Re: state taxes. You are correct. I have not figured out an effective way to address state taxes while writing for a broad audience. The state laws are just too different. That said, I should have at least mentioned that aspect. Good catch!
Thanks for the response, Chris! So you do not need a W4-P *or* W-4R… You simply instruct Vanguard to not withhold taxes on the conversion? Seems simple enough … 🙃
I don’t recall the specifics, as I did this helping my parents and we started doing the conversions a few years ago. I will have to see if they remember or if they can check through their records, but if we needed to submit a form it would have only been once the first time we changed the election.
We still have too much income from my wife’s job for Roth conversions to make sense for ourselves, so I’ve never actually had to do it myself.
Thanks, again, Chris.

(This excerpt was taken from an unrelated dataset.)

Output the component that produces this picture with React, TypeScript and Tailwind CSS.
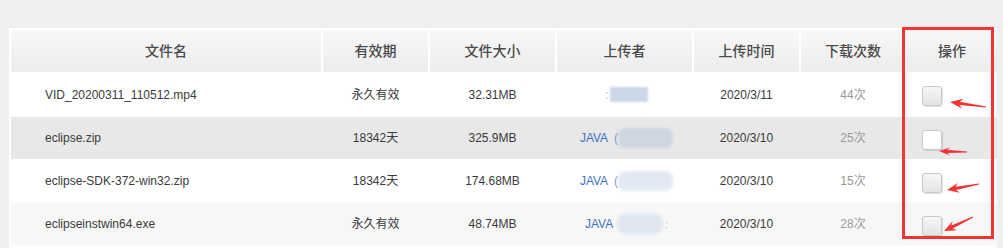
const font = { fontFamily: '"Liberation Sans", "Noto Sans CJK SC", sans-serif' }

const cols = ['w-[310px]', 'w-[105px]', 'w-[125px]', 'w-[135px]', 'w-[105px]', 'w-[104px]', 'w-[90px]']
const headers = ['文件名', '有效期', '文件大小', '上传者', '上传时间', '下载次数', '操作']

type Row = {
    name: string
    expire: string
    size: string
    count: string
    date: string
    h: string
    bg: string
    uploader: 'plain' | 'java' | 'java2'
    blob: string
    box: string
}

const rows: Row[] = [
    { name: 'VID_20200311_110512.mp4', expire: '永久有效', size: '32.31MB', date: '2020/3/11', count: '44次', h: 'h-[45px]', bg: 'bg-white', uploader: 'plain', blob: 'bg-[#cbd8e9]', box: 'bg-gradient-to-b from-[#f6f6f6] to-[#e4e4e4]' },
    { name: 'eclipse.zip', expire: '18342天', size: '325.9MB', date: '2020/3/10', count: '25次', h: 'h-[42px]', bg: 'bg-[#e8e8e8]', uploader: 'java', blob: 'bg-[#cdd6e1]', box: 'bg-white' },
    { name: 'eclipse-SDK-372-win32.zip', expire: '18342天', size: '174.68MB', date: '2020/3/10', count: '15次', h: 'h-[44px]', bg: 'bg-white', uploader: 'java', blob: 'bg-[#e3e9f2]', box: 'bg-gradient-to-b from-[#f6f6f6] to-[#e4e4e4]' },
    { name: 'eclipseinstwin64.exe', expire: '永久有效', size: '48.74MB', date: '2020/3/10', count: '28次', h: 'h-[42px]', bg: 'bg-[#f7f7f7]', uploader: 'java2', blob: 'bg-[#dfe6ef]', box: 'bg-gradient-to-b from-[#f6f6f6] to-[#e4e4e4]' },
]

const arrows = [
    { tip: [950, 102], tail: [986, 107], L: 13, W: 5 },
    { tip: [939, 151], tail: [967, 152], L: 11, W: 4 },
    { tip: [947, 190], tail: [979, 184], L: 12, W: 5 },
    { tip: [944, 231], tail: [973, 217], L: 12, W: 5 },
]

const arrowPoints = (a: (typeof arrows)[number]) => {
    const [tx, ty] = a.tip
    const [ex, ey] = a.tail
    const len = Math.hypot(ex - tx, ey - ty)
    const dx = (ex - tx) / len
    const dy = (ey - ty) / len
    const nx = -dy
    const ny = dx
    const p = (x: number, y: number) => `${x.toFixed(1)},${y.toFixed(1)}`
    return [
        p(tx, ty),
        p(tx + dx * a.L + nx * a.W, ty + dy * a.L + ny * a.W),
        p(tx + dx * a.L * 0.75 + nx * 1.6, ty + dy * a.L * 0.75 + ny * 1.6),
        p(ex + nx * 0.4, ey + ny * 0.4),
        p(ex - nx * 0.4, ey - ny * 0.4),
        p(tx + dx * a.L * 0.75 - nx * 1.6, ty + dy * a.L * 0.75 - ny * 1.6),
        p(tx + dx * a.L - nx * a.W, ty + dy * a.L - ny * a.W),
    ].join(' ')
}

const Uploader = ({ row }: { row: Row }) => {
    if (row.uploader === 'plain') {
        return (
            <div className="flex items-center">
                <span className="text-[#b9a9c9] blur-[0.5px]">:</span>
                <div className={`w-[38px] h-[15px] ml-[1px] ${row.blob} blur-[0.8px]`} />
            </div>
        )
    }
    return (
        <div className="flex items-center">
            <span className="text-[#3f73c2]">JAVA</span>
            {row.uploader === 'java' ? (
                <>
                    <span className="text-[#7a9cd0] ml-[6px]">(</span>
                    <div className={`w-[55px] h-[20px] rounded-[8px] ${row.blob} blur-[1.5px]`} />
                </>
            ) : (
                <>
                    <div className={`w-[46px] h-[20px] ml-[4px] rounded-[8px] ${row.blob} blur-[1.5px]`} />
                    <span className="text-[#8fb0dc] text-[10px] ml-[2px] blur-[0.3px]">:</span>
                </>
            )}
        </div>
    )
}

const App = () => {
    return (
        <div className="relative w-[1003px] h-[248px] bg-[#efefef] overflow-hidden text-[12px]" style={font}>
            <div className="ml-[9px] mt-[28px] w-[988px] h-[220px] bg-white pl-[2px] pt-[2px]">
                <div className="flex gap-[2px] h-[42px]">
                    {headers.map((h, i) => (
                        <div
                            key={h}
                            className={`${cols[i]} ${i === 0 ? 'rounded-tl-[4px]' : ''} flex items-center justify-center bg-gradient-to-b from-[#f8f8f8] to-[#ececec] text-[14px] font-medium text-[#4a4a4a]`}
                        >
                            {h}
                        </div>
                    ))}
                </div>
                {rows.map(row => (
                    <div key={row.name} className={`flex gap-[2px] ${row.h} ${row.bg} text-[#3a3a3a]`}>
                        <div className={`${cols[0]} flex items-center pl-[34px]`}>{row.name}</div>
                        <div className={`${cols[1]} flex items-center justify-center`}>{row.expire}</div>
                        <div className={`${cols[2]} flex items-center justify-center`}>{row.size}</div>
                        <div className={`${cols[3]} flex items-center justify-center pl-[4px]`}>
                            <Uploader row={row} />
                        </div>
                        <div className={`${cols[4]} flex items-center justify-center`}>{row.date}</div>
                        <div className={`${cols[5]} flex items-center justify-center text-[#999]`}>{row.count}</div>
                        <div className={`${cols[6]} flex items-center pl-[15px] pt-[3px]`}>
                            <div className={`w-[20px] h-[20px] rounded-[3px] border border-[#c8c8c8] shadow-[1px_1px_1px_rgba(0,0,0,0.12)] ${row.box}`} />
                        </div>
                    </div>
                ))}
            </div>

            {/* annotation overlay */}
            <div className="absolute left-[902px] top-[27px] w-[92px] h-[212px] border-[3px] border-[#f43434]" />
            <svg className="absolute inset-0 pointer-events-none" width="1003" height="248">
                {arrows.map((a, i) => (
                    <polygon key={i} points={arrowPoints(a)} fill="#f43434" />
                ))}
            </svg>
        </div>
    )
}

export default App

I called Vanguard, and it appears one only needs tell them to not withhold taxes. (Of course, Vanguard will report the distribution to the Feds — and State, I reckon, if applicable — so you need ensure you square up on the taxes.). They have a retirement team that can go into the weeds more, but I held off speaking to them for the moment.
Hi! Question: In a scenario where the only source of income in one particular year is capital gains (ie. selling a chunk of stocks), are estimated payments required?
My understanding is that there would be. However, remember that you do not have to pay estimated taxes if you will owe less than $1,000 on your tax bill at the end of the year. So don’t forget to factor in your standard deduction (or itemized) + any tax credits that would lower your tax burden. This is where the form I linked to or the calculator shared in the comments would be helpful.